Do not come at them at warp speed. The more verbose you are, the less they will share. Let them find their words until they say need your help.
Be prepared to meet them where they are comfortable. You’ll want to ask ten follow-up questions to every sentence or thought they share. This is not their preferred way to hold conversations. They are processing how they feel even as they speak, and it takes courage for them to do so.
They are learning things you might already know. Hearing my son express thoughts about events, current and past, has surprisingly taught me new perspectives. When this happens, acknowledge it.
Give them space. Yes, I long to know and understand all the elements of his day. Or if he’s upset, the ins and outs of why. However, sometimes it’s okay for them to figure things out and think things through themselves. That’s where growth as an independent thinker comes into play.
Know where to expect communication with your teen and make it their safe zone. On some occasions, we are in the car when this happens.

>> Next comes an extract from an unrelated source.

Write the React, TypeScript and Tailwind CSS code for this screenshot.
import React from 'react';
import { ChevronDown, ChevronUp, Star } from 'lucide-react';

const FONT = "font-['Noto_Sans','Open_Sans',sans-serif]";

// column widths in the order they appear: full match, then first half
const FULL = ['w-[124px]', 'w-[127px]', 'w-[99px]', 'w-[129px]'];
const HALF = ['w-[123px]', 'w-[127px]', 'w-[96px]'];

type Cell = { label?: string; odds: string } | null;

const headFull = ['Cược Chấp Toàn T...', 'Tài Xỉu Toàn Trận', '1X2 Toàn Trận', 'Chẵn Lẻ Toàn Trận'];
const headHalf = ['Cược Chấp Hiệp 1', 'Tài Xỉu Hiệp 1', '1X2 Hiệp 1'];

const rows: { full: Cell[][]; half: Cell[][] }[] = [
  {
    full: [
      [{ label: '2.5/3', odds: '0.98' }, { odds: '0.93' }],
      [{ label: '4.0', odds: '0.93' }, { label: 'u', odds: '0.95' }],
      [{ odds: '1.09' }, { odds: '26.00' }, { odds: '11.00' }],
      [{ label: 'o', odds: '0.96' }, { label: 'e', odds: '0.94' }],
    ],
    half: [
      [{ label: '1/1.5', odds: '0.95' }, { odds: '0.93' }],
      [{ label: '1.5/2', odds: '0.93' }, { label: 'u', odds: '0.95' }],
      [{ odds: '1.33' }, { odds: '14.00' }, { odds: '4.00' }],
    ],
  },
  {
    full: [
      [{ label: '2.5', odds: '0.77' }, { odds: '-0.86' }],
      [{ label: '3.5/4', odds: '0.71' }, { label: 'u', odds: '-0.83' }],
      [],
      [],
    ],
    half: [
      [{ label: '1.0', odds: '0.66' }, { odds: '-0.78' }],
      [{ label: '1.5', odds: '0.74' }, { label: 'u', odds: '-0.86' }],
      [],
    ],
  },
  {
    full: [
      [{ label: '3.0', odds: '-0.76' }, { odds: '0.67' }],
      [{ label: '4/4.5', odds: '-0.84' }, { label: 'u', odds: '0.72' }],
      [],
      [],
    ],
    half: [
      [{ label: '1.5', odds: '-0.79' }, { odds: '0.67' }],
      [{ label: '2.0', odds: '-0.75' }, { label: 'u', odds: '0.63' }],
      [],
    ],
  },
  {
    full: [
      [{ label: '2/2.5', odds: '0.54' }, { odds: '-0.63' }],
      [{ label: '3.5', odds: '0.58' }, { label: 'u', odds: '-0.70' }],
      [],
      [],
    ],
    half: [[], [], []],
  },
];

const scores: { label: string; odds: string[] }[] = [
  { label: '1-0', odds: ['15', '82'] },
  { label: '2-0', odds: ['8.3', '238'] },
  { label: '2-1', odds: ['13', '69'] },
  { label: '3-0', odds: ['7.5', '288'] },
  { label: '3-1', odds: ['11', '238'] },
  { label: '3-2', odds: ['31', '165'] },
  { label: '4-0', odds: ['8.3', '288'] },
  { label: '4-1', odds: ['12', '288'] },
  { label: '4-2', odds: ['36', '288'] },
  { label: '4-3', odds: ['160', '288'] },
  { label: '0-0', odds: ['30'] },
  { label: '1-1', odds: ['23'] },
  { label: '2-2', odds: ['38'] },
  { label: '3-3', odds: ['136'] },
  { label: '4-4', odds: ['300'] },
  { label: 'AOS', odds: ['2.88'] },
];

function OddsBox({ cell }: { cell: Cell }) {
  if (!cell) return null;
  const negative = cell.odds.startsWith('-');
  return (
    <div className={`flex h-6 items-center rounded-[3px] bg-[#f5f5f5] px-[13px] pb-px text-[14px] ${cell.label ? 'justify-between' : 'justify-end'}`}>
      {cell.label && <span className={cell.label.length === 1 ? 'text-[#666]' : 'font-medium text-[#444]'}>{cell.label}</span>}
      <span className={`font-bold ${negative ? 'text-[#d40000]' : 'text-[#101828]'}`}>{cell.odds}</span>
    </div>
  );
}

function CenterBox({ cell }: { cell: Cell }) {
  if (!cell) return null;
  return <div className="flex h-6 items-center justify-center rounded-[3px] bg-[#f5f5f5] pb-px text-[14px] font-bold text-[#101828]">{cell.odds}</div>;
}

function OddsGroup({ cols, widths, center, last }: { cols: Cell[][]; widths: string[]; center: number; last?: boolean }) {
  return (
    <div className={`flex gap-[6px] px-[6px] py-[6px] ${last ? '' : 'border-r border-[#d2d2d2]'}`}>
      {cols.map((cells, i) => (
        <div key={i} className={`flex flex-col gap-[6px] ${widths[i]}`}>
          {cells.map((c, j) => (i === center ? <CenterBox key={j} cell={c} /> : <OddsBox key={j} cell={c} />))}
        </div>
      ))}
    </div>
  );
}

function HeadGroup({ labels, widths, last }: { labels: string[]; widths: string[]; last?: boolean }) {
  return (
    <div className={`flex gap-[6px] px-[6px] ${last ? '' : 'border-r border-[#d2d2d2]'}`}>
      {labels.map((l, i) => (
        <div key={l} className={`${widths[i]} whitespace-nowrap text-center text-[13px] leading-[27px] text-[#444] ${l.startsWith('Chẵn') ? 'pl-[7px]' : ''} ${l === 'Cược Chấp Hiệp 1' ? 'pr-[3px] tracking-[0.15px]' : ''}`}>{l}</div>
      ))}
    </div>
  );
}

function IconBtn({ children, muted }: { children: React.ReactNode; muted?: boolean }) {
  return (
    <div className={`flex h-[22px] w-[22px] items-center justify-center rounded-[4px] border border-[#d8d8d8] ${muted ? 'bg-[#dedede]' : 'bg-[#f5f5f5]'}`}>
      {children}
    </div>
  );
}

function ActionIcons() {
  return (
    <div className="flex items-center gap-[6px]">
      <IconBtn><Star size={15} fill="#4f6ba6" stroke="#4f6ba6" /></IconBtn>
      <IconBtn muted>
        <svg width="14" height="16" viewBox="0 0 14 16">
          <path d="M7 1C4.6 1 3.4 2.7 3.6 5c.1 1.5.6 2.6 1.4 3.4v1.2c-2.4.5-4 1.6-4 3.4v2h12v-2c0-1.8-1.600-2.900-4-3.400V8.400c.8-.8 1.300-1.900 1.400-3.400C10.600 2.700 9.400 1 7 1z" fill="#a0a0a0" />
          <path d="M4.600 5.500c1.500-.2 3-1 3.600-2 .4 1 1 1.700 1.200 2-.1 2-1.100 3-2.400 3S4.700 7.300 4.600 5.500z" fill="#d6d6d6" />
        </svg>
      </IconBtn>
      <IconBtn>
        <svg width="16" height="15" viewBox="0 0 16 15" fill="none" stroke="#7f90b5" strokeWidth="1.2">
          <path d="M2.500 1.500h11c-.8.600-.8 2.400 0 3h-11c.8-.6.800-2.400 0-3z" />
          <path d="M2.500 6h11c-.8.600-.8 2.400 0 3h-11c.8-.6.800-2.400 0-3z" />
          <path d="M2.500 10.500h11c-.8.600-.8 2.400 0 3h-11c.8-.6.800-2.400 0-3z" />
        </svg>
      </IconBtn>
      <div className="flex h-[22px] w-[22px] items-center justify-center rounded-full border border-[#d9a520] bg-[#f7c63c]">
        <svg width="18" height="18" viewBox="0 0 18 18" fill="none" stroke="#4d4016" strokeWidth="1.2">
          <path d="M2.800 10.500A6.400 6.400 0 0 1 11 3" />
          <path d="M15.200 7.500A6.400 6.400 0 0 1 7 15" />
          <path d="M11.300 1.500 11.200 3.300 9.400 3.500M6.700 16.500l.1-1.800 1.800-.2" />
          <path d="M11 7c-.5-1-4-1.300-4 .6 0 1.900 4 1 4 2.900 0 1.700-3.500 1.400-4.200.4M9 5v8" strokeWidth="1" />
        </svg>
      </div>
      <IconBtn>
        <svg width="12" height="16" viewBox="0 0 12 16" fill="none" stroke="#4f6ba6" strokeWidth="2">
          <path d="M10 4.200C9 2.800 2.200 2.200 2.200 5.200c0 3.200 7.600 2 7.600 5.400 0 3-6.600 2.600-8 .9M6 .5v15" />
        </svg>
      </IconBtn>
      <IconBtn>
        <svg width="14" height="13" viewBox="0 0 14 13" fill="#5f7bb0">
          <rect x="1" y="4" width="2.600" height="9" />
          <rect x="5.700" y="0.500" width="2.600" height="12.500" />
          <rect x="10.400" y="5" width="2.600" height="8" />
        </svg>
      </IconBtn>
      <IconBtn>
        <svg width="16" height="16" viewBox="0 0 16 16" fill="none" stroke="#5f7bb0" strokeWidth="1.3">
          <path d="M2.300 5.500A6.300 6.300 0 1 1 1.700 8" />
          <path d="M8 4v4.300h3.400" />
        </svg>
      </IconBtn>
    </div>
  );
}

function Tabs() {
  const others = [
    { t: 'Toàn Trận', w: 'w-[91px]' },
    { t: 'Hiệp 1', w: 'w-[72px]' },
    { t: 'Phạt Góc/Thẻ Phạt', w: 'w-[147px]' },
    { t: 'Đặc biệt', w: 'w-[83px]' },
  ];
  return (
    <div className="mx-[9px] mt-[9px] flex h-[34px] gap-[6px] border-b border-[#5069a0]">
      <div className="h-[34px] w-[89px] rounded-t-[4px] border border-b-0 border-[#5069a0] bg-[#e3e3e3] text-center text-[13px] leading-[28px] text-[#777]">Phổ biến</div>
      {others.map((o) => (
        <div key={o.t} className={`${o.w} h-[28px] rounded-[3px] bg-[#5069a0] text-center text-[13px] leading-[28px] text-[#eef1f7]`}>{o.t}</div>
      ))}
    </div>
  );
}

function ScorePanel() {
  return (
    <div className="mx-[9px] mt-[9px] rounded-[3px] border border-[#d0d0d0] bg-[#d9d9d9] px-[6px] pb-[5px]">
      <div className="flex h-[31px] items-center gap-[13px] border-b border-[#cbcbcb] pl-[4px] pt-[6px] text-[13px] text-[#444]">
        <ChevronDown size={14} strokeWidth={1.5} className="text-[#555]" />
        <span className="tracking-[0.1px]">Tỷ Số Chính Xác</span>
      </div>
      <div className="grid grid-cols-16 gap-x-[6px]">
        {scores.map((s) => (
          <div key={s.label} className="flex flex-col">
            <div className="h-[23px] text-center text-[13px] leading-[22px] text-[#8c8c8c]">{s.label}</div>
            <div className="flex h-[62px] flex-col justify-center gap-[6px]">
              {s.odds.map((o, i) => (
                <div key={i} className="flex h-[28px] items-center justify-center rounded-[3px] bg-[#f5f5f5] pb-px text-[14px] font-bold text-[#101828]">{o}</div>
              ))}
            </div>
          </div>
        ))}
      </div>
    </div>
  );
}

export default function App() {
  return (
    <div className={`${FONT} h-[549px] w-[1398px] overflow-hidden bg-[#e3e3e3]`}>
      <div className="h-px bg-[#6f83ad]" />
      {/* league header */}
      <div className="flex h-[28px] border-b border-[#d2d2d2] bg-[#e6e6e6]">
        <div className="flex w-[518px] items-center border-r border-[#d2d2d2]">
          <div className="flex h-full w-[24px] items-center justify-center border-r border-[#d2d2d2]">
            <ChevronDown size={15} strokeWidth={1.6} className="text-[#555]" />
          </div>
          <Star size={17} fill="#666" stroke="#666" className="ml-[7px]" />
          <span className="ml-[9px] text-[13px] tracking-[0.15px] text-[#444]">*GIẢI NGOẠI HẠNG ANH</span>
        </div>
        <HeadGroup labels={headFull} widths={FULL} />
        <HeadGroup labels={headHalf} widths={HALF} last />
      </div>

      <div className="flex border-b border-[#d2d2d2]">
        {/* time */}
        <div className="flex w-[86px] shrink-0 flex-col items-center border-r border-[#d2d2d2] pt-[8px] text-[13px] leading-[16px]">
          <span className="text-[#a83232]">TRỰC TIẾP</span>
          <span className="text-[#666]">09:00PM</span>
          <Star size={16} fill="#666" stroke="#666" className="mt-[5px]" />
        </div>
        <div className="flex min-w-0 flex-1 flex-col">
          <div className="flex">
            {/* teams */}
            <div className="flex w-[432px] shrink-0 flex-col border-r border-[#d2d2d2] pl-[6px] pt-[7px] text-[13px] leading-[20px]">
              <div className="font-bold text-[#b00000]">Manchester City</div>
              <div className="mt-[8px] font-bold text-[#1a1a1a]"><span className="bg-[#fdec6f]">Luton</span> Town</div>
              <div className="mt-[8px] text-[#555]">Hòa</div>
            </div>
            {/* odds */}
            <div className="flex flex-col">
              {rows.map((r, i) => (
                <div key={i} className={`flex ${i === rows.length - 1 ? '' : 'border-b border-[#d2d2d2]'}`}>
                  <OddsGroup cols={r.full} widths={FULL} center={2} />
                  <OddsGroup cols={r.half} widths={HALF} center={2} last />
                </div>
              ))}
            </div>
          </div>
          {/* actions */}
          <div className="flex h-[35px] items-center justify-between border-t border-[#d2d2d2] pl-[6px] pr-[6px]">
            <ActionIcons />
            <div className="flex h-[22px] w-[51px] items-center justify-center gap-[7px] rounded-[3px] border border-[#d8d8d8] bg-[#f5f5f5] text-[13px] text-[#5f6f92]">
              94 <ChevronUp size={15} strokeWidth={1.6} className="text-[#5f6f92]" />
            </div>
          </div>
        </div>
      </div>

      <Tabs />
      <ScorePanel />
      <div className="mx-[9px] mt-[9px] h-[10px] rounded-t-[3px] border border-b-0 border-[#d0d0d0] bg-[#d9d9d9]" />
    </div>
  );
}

Recently, I picked my son up from baseball, he got in and decided to turn on an old Miley Cyrus song, and I went with it. While my ears got blasted out hearing Miley croon about landing in LA, I knew if I stayed patient, he would probably give me some insight into his day I would not otherwise have been given. I didn’t get any stories, but I did get a rendition of the song sung for me that made me laugh. And he loved seeing me laugh.
I don’t claim to know it all, but since I have the attitude of us “all being in it together,” I’m glad to share any successes I’ve had. I wish I had the wisdom years ago to be more vulnerable about what I didn’t know and to surround myself with moms who were open in the same way. Opening myself up to parents with similar styles has given me the skills to parent more confidently.
The rollercoaster ride I’m on is not new. The push and pull starts when they are toddlers, trying to gain their sense of independence. But the tantrums are a different language now.
He is my son, I’m his parent, and we are not friends. He needs me to be the adult and to guide him. There are ramifications for breaking our family rules, such as getting home past our agreed-upon time. But he knows he is loved and has a safe space to communicate. And as my mom always told us, I’ll always love you even if I don’t always like you.